You only need one decent guy, and I am sure there is one such person out there. If not in your town, then in the area. You don’t need to chase this guy, who told you openly that he is not interested in a real relationship.
Also, if I really wanted to get this man out of his shell, what would you suggest?
As I said, I understand your attraction to unavailable men because they remind you of your father. You think you’ll be able to turn this guy into the man of your dreams, even though he doesn’t show any signs of wanting to change, or wanting to change because of you.
When you refused to go to his apartment, “He was very disappointed and said that if I do not want to come to his place then he doesnt want to go to the exhibition.” This shows he is still not interested in meeting you in a public place and getting to know you – he is only interested in sex with you. Nothing changed since the day you first met.
My friend adviced me to call him and say that I want that we both compromise (if we want to keep seeing each other). She said that she can think of 3 suggestions:
Dear Dafne, he only wants to see you for sex. Is that okay with you? If not, then please don’t pursue him any more.
1. Tell him that I want to show him my favourite place for walks or taking a drink (near my appartement) and would like that he takes me there and after we can go to his place but no sex
The first part (meeting in public for a walk and talk) is good. The second part is not necessary. If you don’t want to have sex with him, why would you go to his apartment? And secondly, you shouldn’t need to bribe the guy with sex so that he would go out for a walk with you.

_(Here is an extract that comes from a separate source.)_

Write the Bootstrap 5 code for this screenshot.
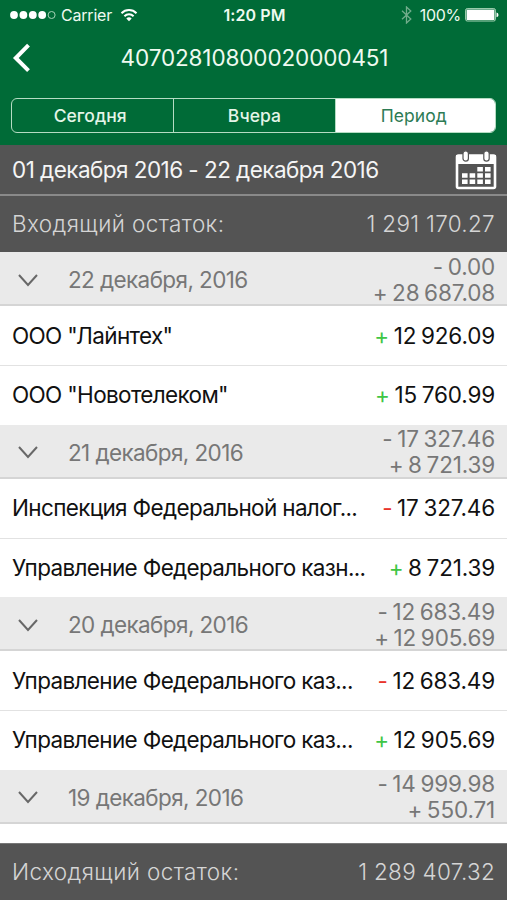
<!DOCTYPE html>
<html lang="ru">
<head>
<meta charset="utf-8">
<meta name="viewport" content="width=device-width, initial-scale=1">
<title>Выписка по счёту</title>
<link rel="stylesheet" href="https://cdn.jsdelivr.net/npm/bootstrap@5.3.0/dist/css/bootstrap.min.css">
<style>
body{font-family:Inter,"Liberation Sans",sans-serif;font-size:22.5px;line-height:26px;color:#111;width:507px;height:900px;overflow:hidden;background:#fff}
svg{display:block;flex:none}
.top-area{background:#006b37;color:#effaf0;height:145px}
.status-bar{height:30px;font-size:16px;line-height:30px;padding:0 8px 0 10px}
.status-bar>div{flex:1 1 0}
.carrier{letter-spacing:-.2px;margin-left:5px}
.clock{font-weight:600;letter-spacing:.1px}
.pct{margin-left:8px;letter-spacing:-.3px}
.title-bar{height:56px;padding:0 12px}
.account{letter-spacing:-.12px;padding-right:18px}
.periods{margin:12px 11px 0;height:35px;border:1.5px solid #b5dcc3;border-radius:6px;overflow:hidden;display:flex}
.periods .btn{flex:none;width:33.4%;padding:0 5px 0 0;border:0;border-radius:0;font-size:17.5px;font-weight:500;line-height:33px;color:#e4f5e8;letter-spacing:.05px}
.periods .btn+.btn{border-left:1.5px solid #b5dcc3;padding-right:0}
.periods .btn.active{background:#fff;color:#2d7b55;font-weight:400;line-height:32px;padding-right:4px}
.range-row{height:51px;background:#545454;color:#f5f5f5;border-bottom:2px solid #8a8a8a;padding:0 10px 0 12px}
.range-text{letter-spacing:-.54px;padding-top:1px}
.balance{background:#545454;color:#d5d5d5;padding:0 12px;font-weight:300}
.balance-in{height:56px}
.balance-out{height:57px;border-top:1px solid #777}
.balance-label{letter-spacing:.4px}
.sum{letter-spacing:-.15px;word-spacing:-1.5px}
.balance .sum{letter-spacing:.3px;word-spacing:0}
.day-head{height:54px;background:#eaeaea;color:#777;border-bottom:2px solid #d5d5d5;padding:3px 12px 0 18px}
.day-name{margin-left:30px;letter-spacing:-.6px;padding-top:1px}
.entry{height:59.25px;padding:0 12px}
.entry+.entry{border-top:1.5px solid #e2e2e2}
.payee{letter-spacing:-.66px}
.plus{color:#3fc646}
.minus{color:#e9342c}
.list-area{height:591px;overflow:hidden}
</style>
<script src="https://cdn.jsdelivr.net/npm/bootstrap@5.3.0/dist/js/bootstrap.bundle.min.js"></script>
</head>
<body>
<header class="top-area">
  <div class="status-bar d-flex align-items-center">
    <div class="d-flex align-items-center">
      <svg width="46" height="12" viewBox="0 0 46 12"><g fill="#fff"><circle cx="4" cy="6" r="3.9"/><circle cx="13.4" cy="6" r="3.9"/><circle cx="22.8" cy="6" r="3.9"/><circle cx="32.2" cy="6" r="3.9"/></g><circle cx="41.6" cy="6" r="3.5" fill="none" stroke="#a5d3b6"/></svg>
      <span class="carrier">Carrier</span>
      <svg class="ms-2" width="18" height="14" viewBox="0 0 18 14" fill="none" stroke="#fff" stroke-width="2"><path d="M1.5 5.2A10.6 10.6 0 0 1 16.5 5.2M4.4 8.2A6.6 6.6 0 0 1 13.6 8.2"/><path d="M9 13.2 6.3 10.5A3.8 3.8 0 0 1 11.7 10.5Z" fill="#fff" stroke="none"/></svg>
    </div>
    <span class="clock">1:20 PM</span>
    <div class="d-flex align-items-center justify-content-end">
      <svg width="11" height="18" viewBox="0 0 11 18" fill="none" stroke="#72ad8c" stroke-width="1.3"><path d="M1 4.7 9.8 13 5.5 17V1L9.8 5 1 13.3"/></svg>
      <span class="pct">100%</span>
      <svg class="ms-1" width="34" height="14" viewBox="0 0 34 14"><rect x=".6" y=".6" width="29.8" height="12.4" rx="1.6" fill="none" stroke="#a8d5b7"/><rect x="1.6" y="1.6" width="27.8" height="10.4" fill="#fff"/><path d="M31.5 4.5q2 .4 2 2.4t-2 2.4z" fill="#fff"/></svg>
    </div>
  </div>
  <div class="title-bar d-flex align-items-center">
    <svg width="20" height="30" viewBox="0 0 20 30" fill="none" stroke="#fff" stroke-width="4"><path d="M16.5 2.2 3.8 15 16.5 27.6"/></svg>
    <div class="flex-grow-1 text-center account">40702810800020000451</div>
  </div>
  <div class="periods" role="group">
    <button type="button" class="btn">Сегодня</button>
    <button type="button" class="btn">Вчера</button>
    <button type="button" class="btn active">Период</button>
  </div>
</header>
<div class="range-row d-flex align-items-center justify-content-between">
  <span class="range-text">01 декабря 2016 - 22 декабря 2016</span>
  <svg width="42" height="40" viewBox="0 0 42 40"><rect x="2" y="5.5" width="38" height="32.5" rx="1.5" fill="none" stroke="#fff" stroke-width="2.6"/><path fill="#fff" d="M1 5h40v9H1z"/><g fill="#fff" stroke="#545454" stroke-width="1.2"><rect x="8" y=".8" width="5.4" height="10.4" rx="2.7"/><rect x="28.8" y=".8" width="5.4" height="10.4" rx="2.7"/></g><path fill="#fff" d="M22.3 17h5.6v4.6h-5.6zM30 17h5.6v4.6H30zM7 23.2h5.6v4.6H7zM14.6 23.2h5.6v4.6h-5.6zM22.3 23.2h5.6v4.6h-5.6zM30 23.2h5.6v4.6H30zM7 29.4h5.6V34H7zM14.6 29.4h5.6V34h-5.6zM22.3 29.4h5.6V34h-5.6zM30 29.4h5.6V34H30z"/></svg>
</div>
<div class="balance balance-in d-flex align-items-center justify-content-between"><span class="balance-label">Входящий остаток:</span><span class="sum">1 291 170.27</span></div>
<main class="list-area">
  <div class="day-head d-flex align-items-center">
    <svg width="20" height="14" viewBox="0 0 20 14" fill="none" stroke="#686868" stroke-width="2"><path d="M1 2 10 12 19 2"/></svg>
    <span class="day-name">22 декабря, 2016</span>
    <div class="sum text-end ms-auto"><div>- 0.00</div><div>+ 28 687.08</div></div>
  </div>
  <div class="entry d-flex align-items-center justify-content-between"><span class="payee">ООО "Лайнтех"</span><span class="sum"><span class="plus">+</span> 12 926.09</span></div>
  <div class="entry d-flex align-items-center justify-content-between"><span class="payee">ООО "Новотелеком"</span><span class="sum"><span class="plus">+</span> 15 760.99</span></div>
  <div class="day-head d-flex align-items-center">
    <svg width="20" height="14" viewBox="0 0 20 14" fill="none" stroke="#686868" stroke-width="2"><path d="M1 2 10 12 19 2"/></svg>
    <span class="day-name">21 декабря, 2016</span>
    <div class="sum text-end ms-auto"><div>- 17 327.46</div><div>+ 8 721.39</div></div>
  </div>
  <div class="entry d-flex align-items-center justify-content-between"><span class="payee">Инспекция Федеральной налог...</span><span class="sum"><span class="minus">-</span> 17 327.46</span></div>
  <div class="entry d-flex align-items-center justify-content-between"><span class="payee">Управление Федерального казн...</span><span class="sum"><span class="plus">+</span> 8 721.39</span></div>
  <div class="day-head d-flex align-items-center">
    <svg width="20" height="14" viewBox="0 0 20 14" fill="none" stroke="#686868" stroke-width="2"><path d="M1 2 10 12 19 2"/></svg>
    <span class="day-name">20 декабря, 2016</span>
    <div class="sum text-end ms-auto"><div>- 12 683.49</div><div>+ 12 905.69</div></div>
  </div>
  <div class="entry d-flex align-items-center justify-content-between"><span class="payee">Управление Федерального каз...</span><span class="sum"><span class="minus">-</span> 12 683.49</span></div>
  <div class="entry d-flex align-items-center justify-content-between"><span class="payee">Управление Федерального каз...</span><span class="sum"><span class="plus">+</span> 12 905.69</span></div>
  <div class="day-head d-flex align-items-center">
    <svg width="20" height="14" viewBox="0 0 20 14" fill="none" stroke="#686868" stroke-width="2"><path d="M1 2 10 12 19 2"/></svg>
    <span class="day-name">19 декабря, 2016</span>
    <div class="sum text-end ms-auto"><div>- 14 999.98</div><div>+ 550.71</div></div>
  </div>
</main>
<footer class="balance balance-out d-flex align-items-center justify-content-between"><span class="balance-label">Исходящий остаток:</span><span class="sum">1 289 407.32</span></footer>
</body>
</html>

2. To invite him to my place for a short tea time and then trying to get him in public near my place
Again, this is bribing him with private time (where he can try to have sex with you), so that he would go out to talk to you.
3. To accept his invitation to his place (before 9.30 pm) and saying upfront that there will be no sex. If he refuses, there is no point to keep on trying.
Why would you go to his place and expect that he wouldn’t initiate sex? What do you really expect of him in such a setting? Okay, I know you expect he’d finally open up and start talking to you…. but if he really wants that, he would do that in a public place too, during a walk or a coffee together. You don’t need to be in his apartment if you want him to open up. If you go to his apartment, it will mean only one thing for him: that you’re willing to be convinced to have sex.
Tee, which of these suggestions would you advice to use? Personally, I do not feel like inviting him over is good at this stage but maybe I’m wrong.
I really need to try one more time even if it sounds desperate.
Unfortunately, none of these ideas are good. I know you feel desperate, Dafne, I know you think he is your last chance. But that’s not true at all. You can find a good guy if you stop settling for breadcrumbs thrown at you by bad guys. Honestly, I am concerned that if you keep pursuing this guy, you may get burnt. He might take advantage of you if you agree to go to his apartment again.
So my advice is: don’t try to bribe him with sex, i.e. don’t agree to meet in either his or your place – before you go out and spend time in public for at least 3 times. If he isn’t willing to spend time with you in public, he is no good.
I wish you strength in this, Dafne. Don’t sell yourself short, you are worth so much more!